They call him Judy: The day an Australian coal miner challenged English football supremacy
Sydney, 1925…
They call him Judy.
Dressed in a football jersey the colour of the pale blue sky outside, he is nervously pacing the dressing room under the grandstand of the Sydney Showground. Nearby his New South Wales teammates chatter quietly amongst themselves, all bar one in the unmistakeable accent marking them as Australian born and raised. They understand the task in front of them is a formidable one.
Their opponents have won all six matches on tour so far, scoring at a rate of nearly seven goals per game. They have conceded just the one goal, a dubious penalty.
But James William “Judy” Masters knows that New South Wales have some things in their favour. They are the strongest soccer football state in the Commonwealth of Australia. The players know each other well. Dog trials held on the bone-dry, bouncy pitch the previous weekend has made the surface uneven which should disrupt the passing game of the superior opposition.
The players are hopeful of a good turnout but as nervous rugby league officials have strategically staged their showpiece clash between New South Wales and Queensland at the Sydney Cricket Ground right next door, the size of the crowd at the football match is uncertain.
Above the strains of the Westmead Boys Home Band the players can hear the murmur from the spectators outside. There is a sense that something extraordinary is about to take place. The noise of the crowd hums and crackles like the air in Sydney just before a southerly buster hits.
As Judy Masters leads his men out of the dressing room he knows he has their unwavering support. He is a legend of the sport of football in Australia. Not only is he the greatest centre-forward the country has produced, but having survived the horrors of Gallipoli and the trenches of the Western Front, Masters has the respect of players and spectators alike. Even his opponents know who he is.
The sight that greets the New South Welshmen as they step onto the field is like something out of a dream. The ground is jam-packed. The grandstands are so full that people are standing in the stairwells. A man has lashed himself to a railing of the grandstand so he won’t fall. People are perched on the roofs of surrounding buildings. The crowd is bigger than anyone has imagined, at least 50,000 before the gates were closed and officials stopped counting.
It’s no wonder, as early hour trains have been bringing spectators in from all over Sydney and outlying areas.
In Newcastle harbour, one hundred miles to the north of Sydney, at least one ship has been left without a crew as all on board have made the trip southward. The trains that leave Newcastle are crammed with fans supporting their own local players in the New South Wales side; men such as Peter Lennard and Ken McNaughton.
Supporters from the Illawarra district south of Sydney, have also made the trek up. In Tommy Thompson and Judy Masters they have their own favourites.

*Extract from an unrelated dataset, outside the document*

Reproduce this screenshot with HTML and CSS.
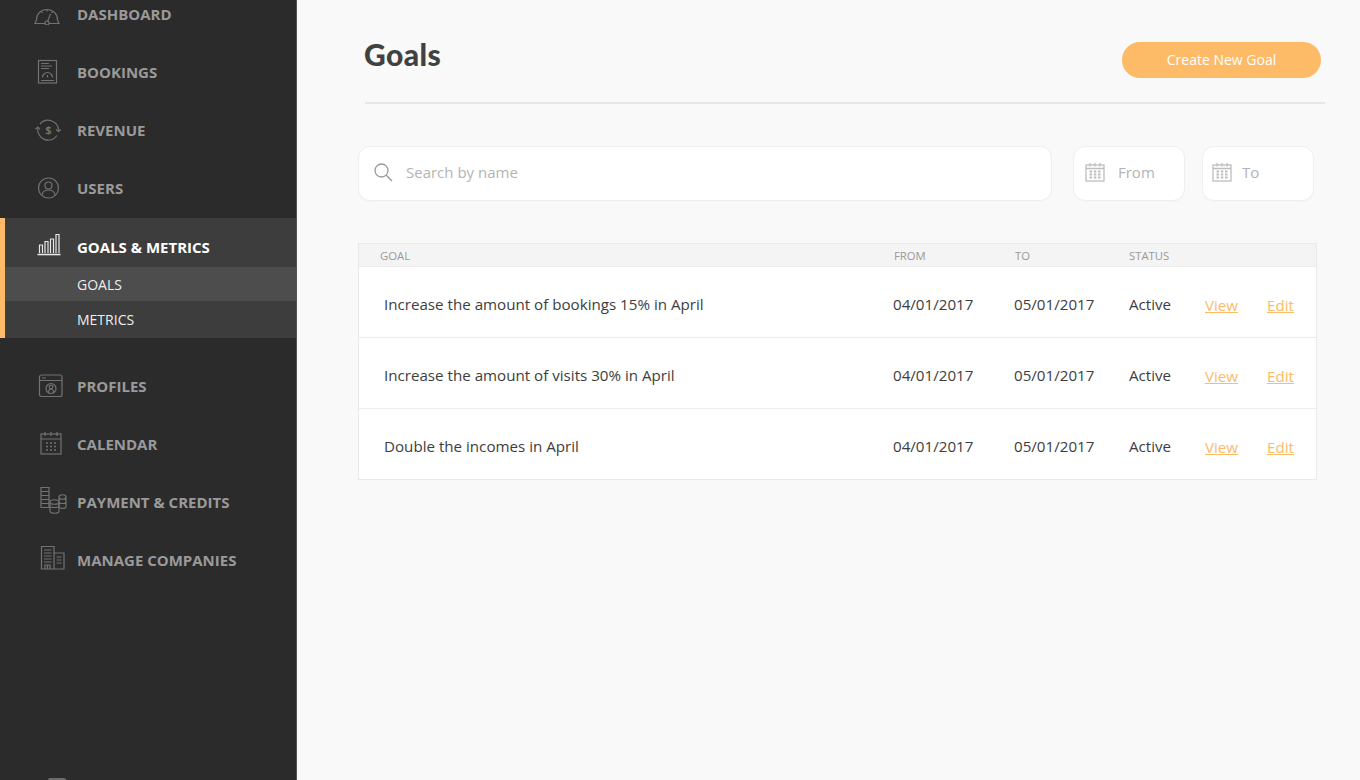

For 1920s Australia this crowd is as cosmopolitan as it gets. There are accents from all over the British Isles. There are Europeans drawn from ships’ crews berthed in Sydney. And amongst the mainly white faces are some of Sydney’s Chinese community who became supporters of the game after a visit from their countrymen two years before, a visit the nation’s strict immigration laws known as the White Australia policy almost halted.
When the cheer for New South Wales dies down, there is silence as the crowd crane their necks towards the grandstand for a glimpse of their opponents.
Then ten white-shirted men and a yellow-shirted goalkeeper, led out by skipper Len Graham, emerge onto the arena. Embroidered on their left breast is a crown over three lions.
This is England.
The crowd let out a deafening roar that shakes the grandstands like an earth tremor and reverberates into folklore.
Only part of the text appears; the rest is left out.